Copper Rises Most in Six Months on Chinese Demand Expectations

By Brett Foley

Feb. 22 (Bloomberg) -- Copper rose the most in more than six months in London on speculation that demand from Chinese buyers will keep expanding. Lead advanced to a record.

Copper trading on the Shanghai Futures Exchange will resume on Feb. 26 after the weeklong Lunar New Year holiday. Chinese imports of copper and copper products jumped 44 percent in January from a year earlier, customs data showed Feb. 12. Chinese refined-copper imports in January were about 132,000 metric tons, almost double last year's average monthly imports of 69,000 tons, Macquarie Bank Ltd. said Feb. 19.

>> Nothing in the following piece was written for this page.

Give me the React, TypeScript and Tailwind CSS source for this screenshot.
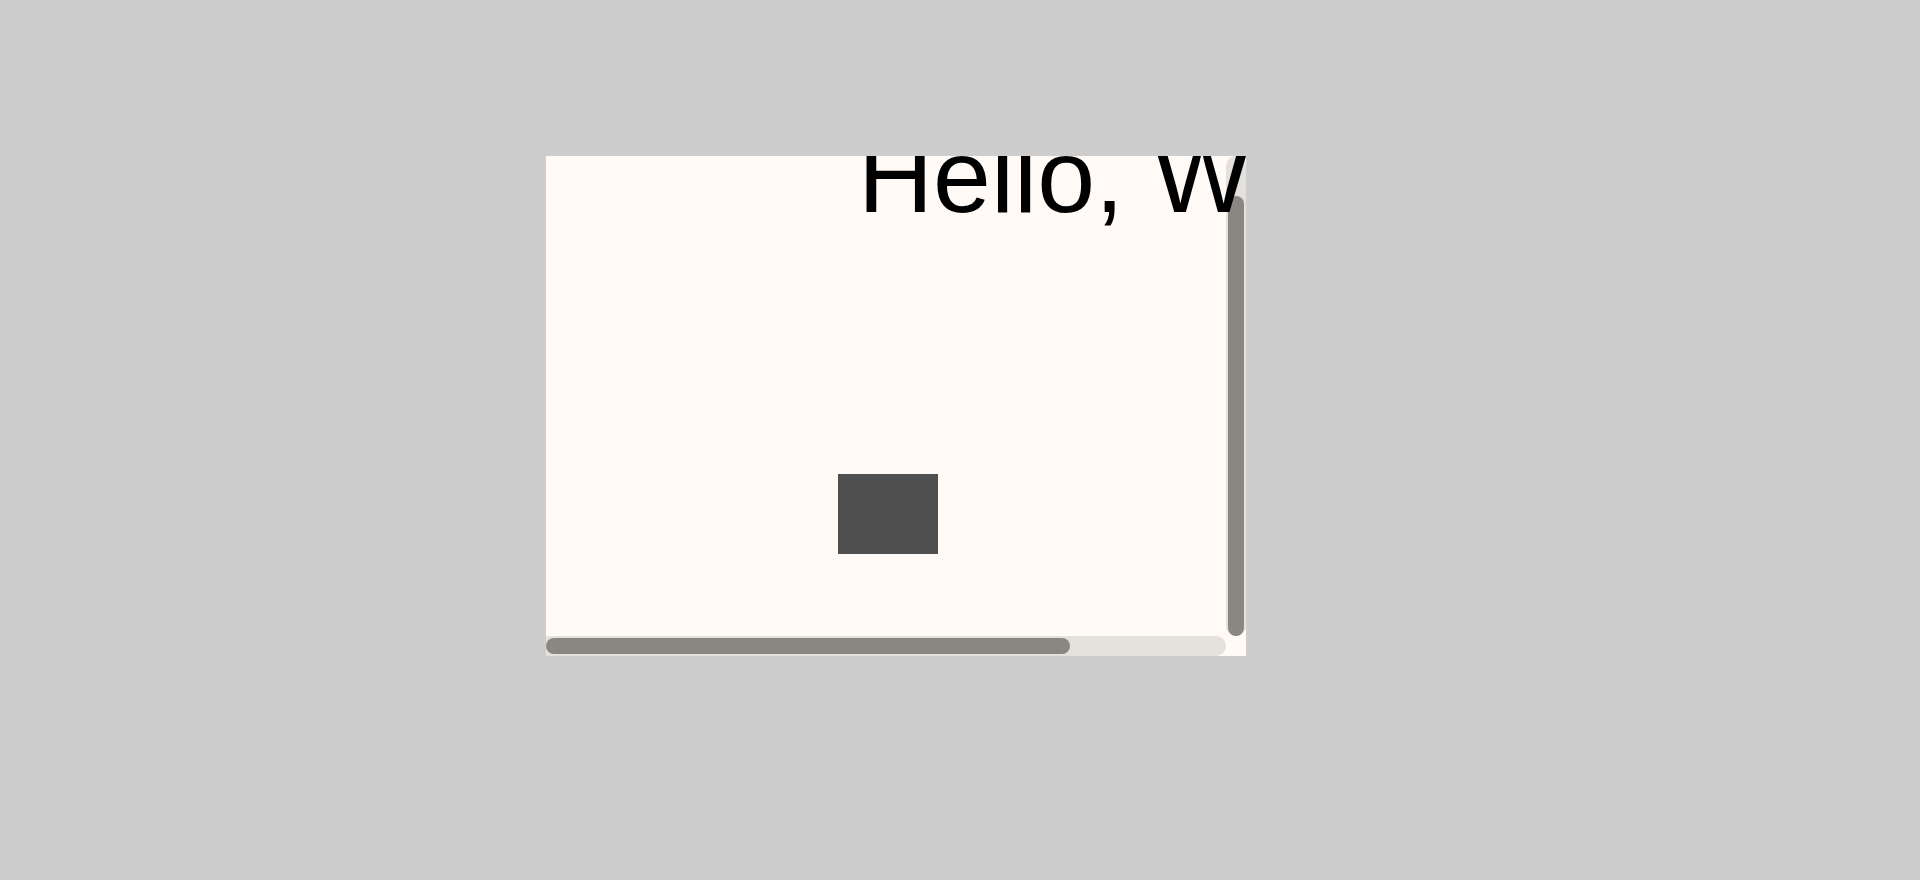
function HorizontalScrollbar() {
  return (
    <div role="scrollbar" aria-label="Scroll horizontally" aria-controls="canvas" aria-orientation="horizontal" aria-valuenow={0} className="rounded-r-[10px] bg-[#e4e1dc] py-0.5">
      <div className="h-4 w-[77%] rounded-full bg-[#888781]" />
    </div>
  );
}

function VerticalScrollbar() {
  return (
    <div role="scrollbar" aria-label="Scroll vertically" aria-controls="canvas" aria-orientation="vertical" aria-valuenow={100} className="flex flex-col justify-end rounded-[10px] bg-[#e4e1dc] px-0.5">
      <div className="h-[440px] rounded-full bg-[#888781]" />
    </div>
  );
}

export default function App() {
  return (
    <main className="min-h-screen bg-[#cdcdcd] pt-[156px] pl-[546px] font-['Liberation_Sans',sans-serif]">
      <section className="relative grid h-[500px] w-full max-w-[700px] grid-cols-[1fr_20px] grid-rows-[1fr_20px] overflow-hidden bg-[#fffaf6]">
        <div id="canvas">
          <p className="absolute top-[-40px] left-[312px] z-10 text-[104px] leading-[120px] whitespace-nowrap text-black">Hello, W</p>
          <div className="absolute top-[318px] left-[292px] h-20 w-[100px] bg-[#505050]" />
        </div>
        <VerticalScrollbar />
        <HorizontalScrollbar />
      </section>
    </main>
  );
}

``We expect to see, post the Chinese New Year, more activity by Chinese buyers in the copper market,'' said Daniel Brebner, an analyst at UBS AG in London. ``We do expect to see considerable strength in copper over the next quarter or so.''

Copper for delivery in three months on the LME advanced $315, or 5.4 percent, to $6,105 a metric ton as of 4:47 p.m. local time. The contract earlier rose as much as 5.6 percent, the biggest intraday gain since Aug. 4. Today's gain pared this year's losses to 3.5 percent.

``The market is still expecting to see substantial restocking by the Chinese,'' said Andrew Silver, a trader with Natexis Commodity Markets Ltd., one of 11 companies trading on the floor of the London Metal Exchange.

Lead advanced to record for a fifth day as stockpiles fell to their lowest since June 2005. Inventories monitored by the LME fell by 150 tons to 32,375 tons, the exchange said in a daily report. They have slumped 56 percent in the past 12 months.

Lead demand beat supply by 88,000 tons in 2006, the World Bureau of Metal Statistics said in a report yesterday. Calyon, one of 11 companies trading on the floor of the LME, cut its forecast for the surplus of refined lead this year by 68 percent to 44,000 tons because of ``tightness'' in Europe, director of metals research Michael Widmer said in a report today.

Australian Cyclone

Xstrata Plc maintained ``force majeure'' at its Northfleet plant in the U.K. after ore supplies from Australia were delayed following a cyclone last month. Force majeure is a legal clause that allows a company to default on a sales contract due to circumstances beyond its control.

Lead increased $55, or 3 percent, to $1,880 a ton. Earlier it traded at $1,900 beating yesterday's record by $50.

Tin fell after earlier trading at a 17-year high for a third consecutive day on concern that supplies from Indonesia, the world's biggest producer of the metal after China, will decline after a crackdown on illegal mining. Tin miners had until today to register for the right to export the metal.

Tin for delivery in three months lost $150, or 1.1 percent, to $13,700 a ton, after earlier rising to $13,975, the highest since at least 1989, according to data on Bloomberg.

Tin Mining

The situation in Indonesia ``remains extremely fluid'' and there is ``great uncertainty'' as to how many smelters will be able to reopen, Robin Bhar, a London-based analyst at UBS AG, said in a report today.

PT Timah, Indonesia's largest tin miner, has made its last shipment of tin for this month and hopes to get a license by the end of next week to continue exporting in March, the company's president-director said today.

Among other metals for delivery in three months on the LME, nickel dropped $700 to $38,800 a ton, aluminum gained $34 to $2,792 and zinc advanced $120 to $3,480.